Newt Gingrich made history last night. He’s the first presidential candidate to use an ex-wife’s allegation that he requested an “open marriage” to vault to an astonishing, campaign-saving primary victory.

As soon as Gingrich responded to CNN moderator John King’s obnoxious question about the charge at the beginning of Thursday night’s debate with a rousing denunciation of the media, it was all over. The candidates, staffers, the reporters all could have headed to Florida just as soon as the audience sat down from its standing ovation at around 8:05 p.m. Thursday.

Over the last 10 days, Gingrich did all he could to wrest the title of “Mouth of the South” from Ted Turner. After finishing fourth in Iowa and tying for fourth in New Hampshire, Gingrich became the also-ran who roared. He mocked and excoriated “Massachusetts moderate” Mitt Romney. He demanded Mitt’s tax returns and blasted Bain Capital. He belittled the rest of the field. He thought that as long as he was talking, he was gaining. And he was right.

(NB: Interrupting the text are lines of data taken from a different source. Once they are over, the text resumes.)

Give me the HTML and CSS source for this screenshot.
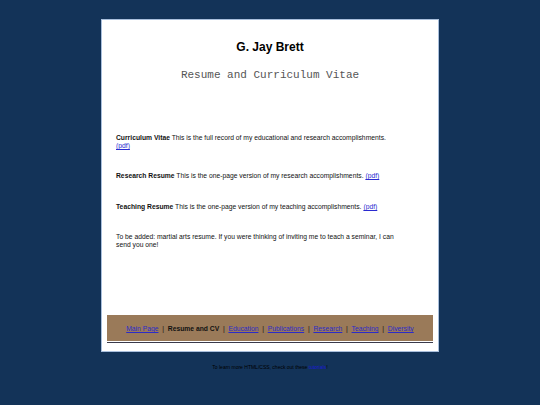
FILE: index.html
```html
<!DOCTYPE html>
<html>
<head>
<meta charset="utf-8">
<link rel="stylesheet" href="styles.css">
</head>
<body>
<div class="page">
  <h1 class="name">G. Jay Brett</h1>
  <h2 class="subtitle">Resume and Curriculum Vitae</h2>
  <div class="content">
    <p class="item item-first"><b>Curriculum Vitae</b> This is the full record of my educational and research accomplishments. <a href="#">(pdf)</a></p>
    <p class="item item-second"><b>Research Resume</b> This is the one-page version of my research accomplishments. <a href="#">(pdf)</a></p>
    <p class="item item-third"><b>Teaching Resume</b> This is the one-page version of my teaching accomplishments. <a href="#">(pdf)</a></p>
    <p class="item item-fourth">To be added: martial arts resume. If you were thinking of inviting me to teach a seminar, I can send you one!</p>
  </div>
  <nav class="nav"><a href="#">Main Page</a>&nbsp; | &nbsp;<b>Resume and CV</b>&nbsp; | &nbsp;<a href="#">Education</a>&nbsp; | &nbsp;<a href="#">Publications</a>&nbsp; | &nbsp;<a href="#">Research</a>&nbsp; | &nbsp;<a href="#">Teaching</a>&nbsp; | &nbsp;<a href="#">Diversity</a></nav>
  <div class="rule"></div>
</div>
<p class="foot">To learn more HTML/CSS, check out these <a href="#">tutorials</a>!</p>
</body>
</html>
```
FILE: styles.css
```css
html, body {
  margin: 0;
  padding: 0;
}
body {
  background: #133358;
  font-family: "Liberation Sans", Arial, sans-serif;
  padding-top: 19px;
}
.page {
  width: 336px;
  height: 331px;
  margin: 0 auto;
  background: #ffffff;
  border: 1px solid #a9bfdc;
  display: flex;
  flex-direction: column;
}
.name {
  margin: 20px 0 0;
  font-size: 12px;
  line-height: 14px;
  text-align: center;
  font-weight: bold;
  color: #000;
}
.subtitle {
  margin: 15px 0 0;
  font-family: "Liberation Mono", "Courier New", monospace;
  font-weight: normal;
  font-size: 11px;
  line-height: 13px;
  text-align: center;
  color: #555;
}
.content {
  padding: 0 0 0 14px;
  width: 284px;
}
.item {
  margin: 0;
  font-size: 6.75px;
  line-height: 8px;
  color: #111;
}
.item-first {
  margin-top: 52px;
}
.item-second {
  margin-top: 22px;
}
.item-third {
  margin-top: 23px;
}
.item-fourth {
  margin-top: 22px;
}
.item a {
  color: #2a2ad0;
}
.nav {
  margin: auto 5px 0;
  height: 24px;
  padding-top: 2px;
  line-height: 24px;
  background: #9a7a59;
  text-align: center;
  font-size: 6.75px;
  color: #111;
}
.nav a {
  color: #2b2bc8;
}
.rule {
  margin: 1px 5px 8px;
  height: 1px;
  background: #3a3a4a;
}
.foot {
  margin: 12px 0 0;
  text-align: center;
  font-size: 5px;
  color: #000;
}
.foot a {
  color: #1a1ad6;
}
```
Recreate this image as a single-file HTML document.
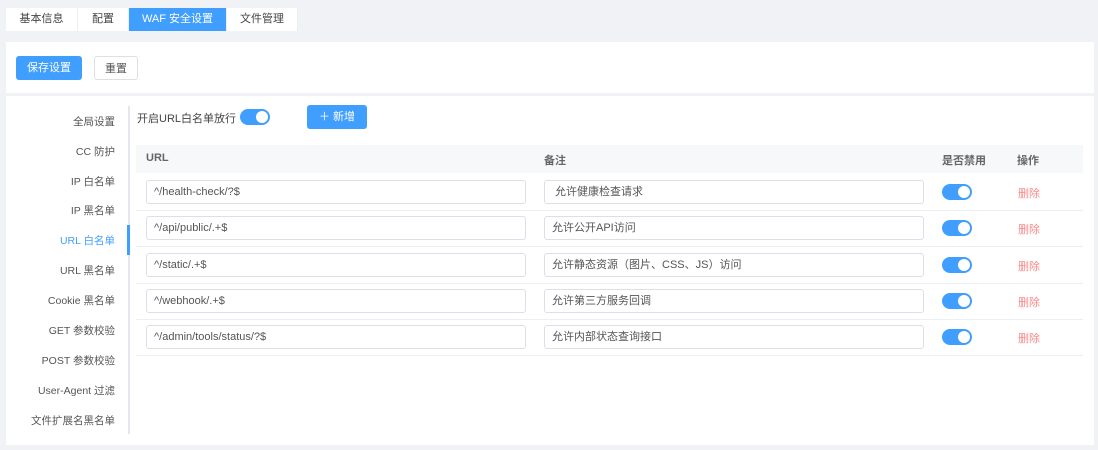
<!DOCTYPE html>
<html><head><meta charset="utf-8"><style>
*{box-sizing:border-box;margin:0;padding:0}
body{width:1098px;height:450px;background:#f0f2f5;font-family:"Liberation Sans","Noto Sans CJK SC",sans-serif;font-size:11px;color:#606266;position:relative;overflow:hidden}
.abs{position:absolute}
.tabs{left:6px;top:8px;height:23px;display:flex;background:#fff}
.tab{height:23px;line-height:23px;text-align:center;color:#444;font-size:11px;border-right:1px solid #eee}
.tab.on{background:#409eff;color:#fff}
.card{background:#fff}
.btn{height:24px;line-height:24px;border-radius:3px;font-size:11px;text-align:center}
.side div{position:absolute;right:0;width:115px;text-align:right;font-size:10.5px;color:#555}
.sw{position:absolute;width:30px;height:16px;border-radius:8px;background:#409eff}
.sw:after{content:"";position:absolute;right:2px;top:2px;width:12px;height:12px;border-radius:50%;background:#fff}
.inp{position:absolute;height:24px;border:1px solid #dcdfe6;border-radius:3px;line-height:23px;padding-left:7px;font-size:11px;color:#555;background:#fff}
.row{position:absolute;left:136px;width:947px;height:1px;background:#ebeef5}
.del{position:absolute;left:1018px;color:#f78989;font-size:11px}
</style></head><body>
<div class="abs tabs"><div class="tab" style="width:72px">基本信息</div><div class="tab" style="width:51px">配置</div><div class="tab on" style="width:98px">WAF 安全设置</div><div class="tab" style="width:71px">文件管理</div></div>
<div class="abs card" style="left:6px;top:42px;width:1088px;height:51px"></div>
<div class="abs btn" style="left:16px;top:56px;width:66px;background:#409eff;color:#fff">保存设置</div>
<div class="abs btn" style="left:94px;top:56px;width:44px;border:1px solid #dcdfe6;color:#555;background:#fff">重置</div>
<div class="abs card" style="left:6px;top:96px;width:1088px;height:349px"></div>
<div class="abs" style="left:128px;top:106px;width:2px;height:328px;background:#e4e7ed"></div>
<div class="abs" style="left:127px;top:225px;width:3px;height:30px;background:#409eff"></div>
<div class="abs side" style="left:0;top:0;width:115px;height:450px">
<div style="top:114px">全局设置</div><div style="top:144px">CC 防护</div><div style="top:174px">IP 白名单</div><div style="top:203px">IP 黑名单</div><div style="top:233px;color:#409eff">URL 白名单</div><div style="top:263px">URL 黑名单</div><div style="top:293px">Cookie 黑名单</div><div style="top:323px">GET 参数校验</div><div style="top:353px">POST 参数校验</div><div style="top:383px">User-Agent 过滤</div><div style="top:413px">文件扩展名黑名单</div>
</div>
<div class="abs" style="left:137px;top:110px;color:#444">开启URL白名单放行</div>
<div class="sw" style="left:240px;top:109px"></div>
<div class="abs btn" style="left:307px;top:105px;width:60px;background:#409eff;color:#fff">＋ 新增</div>
<div class="abs" style="left:136px;top:145px;width:947px;height:28px;background:#f7f8fa"></div>
<div class="abs" style="left:146px;top:152px;font-weight:bold;color:#666">URL</div>
<div class="abs" style="left:544px;top:152px;font-weight:bold;color:#666">备注</div>
<div class="abs" style="left:942px;top:152px;font-weight:bold;color:#666">是否禁用</div>
<div class="abs" style="left:1017px;top:152px;font-weight:bold;color:#666">操作</div>
<div class="inp" style="left:146px;top:180px;width:380px">^/health-check/?$</div><div class="inp" style="left:544px;top:180px;width:380px">&nbsp;允许健康检查请求</div><div class="sw" style="left:942px;top:184px"></div><div class="del" style="top:185px">删除</div><div class="row" style="top:210px"></div>
<div class="inp" style="left:146px;top:216px;width:380px">^/api/public/.+$</div><div class="inp" style="left:544px;top:216px;width:380px">允许公开API访问</div><div class="sw" style="left:942px;top:220px"></div><div class="del" style="top:221px">删除</div><div class="row" style="top:246px"></div>
<div class="inp" style="left:146px;top:253px;width:380px">^/static/.+$</div><div class="inp" style="left:544px;top:253px;width:380px">允许静态资源（图片、CSS、JS）访问</div><div class="sw" style="left:942px;top:257px"></div><div class="del" style="top:258px">删除</div><div class="row" style="top:283px"></div>
<div class="inp" style="left:146px;top:289px;width:380px">^/webhook/.+$</div><div class="inp" style="left:544px;top:289px;width:380px">允许第三方服务回调</div><div class="sw" style="left:942px;top:293px"></div><div class="del" style="top:294px">删除</div><div class="row" style="top:319px"></div>
<div class="inp" style="left:146px;top:325px;width:380px">^/admin/tools/status/?$</div><div class="inp" style="left:544px;top:325px;width:380px">允许内部状态查询接口</div><div class="sw" style="left:942px;top:329px"></div><div class="del" style="top:330px">删除</div><div class="row" style="top:355px"></div>
</body></html>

The South Carolina exit polls showed Gingrich beating Romney soundly among voters who care most about presidential electability (almost half the electorate). That’s an extraordinary reversal of what had been a core Romney strength. Gingrich also narrowly beat Rick Santorum among voters who want a true conservative. If Gingrich continues to prevail among those two groups of voters going forward, it would be a sure-fire formula for the nomination.

But can he? Romney has to hope that he suffered the same kind of defeat as George W. Bush did in New Hampshire in 2000. Back then, Bush was the complacent front-runner who got killed by an upstart candidate, John McCain, who bonded with the voters of a state primed to respond to his appeal. The setback made Bush a stronger candidate and forced him to fight hard for a nomination that seemed set to fall into his lap.

If Romney can’t right himself and Gingrich goes on to win Florida, every major elected Republican in the country will panic. Every unlikely scenario to get another candidate in the race will be explored. Because whatever GOP primary voters in South Carolina think about his electability, Gingrich is currently radioactive among the general public.

Who knows how it will turn out? All we know is that Newt Gingrich will keep talking.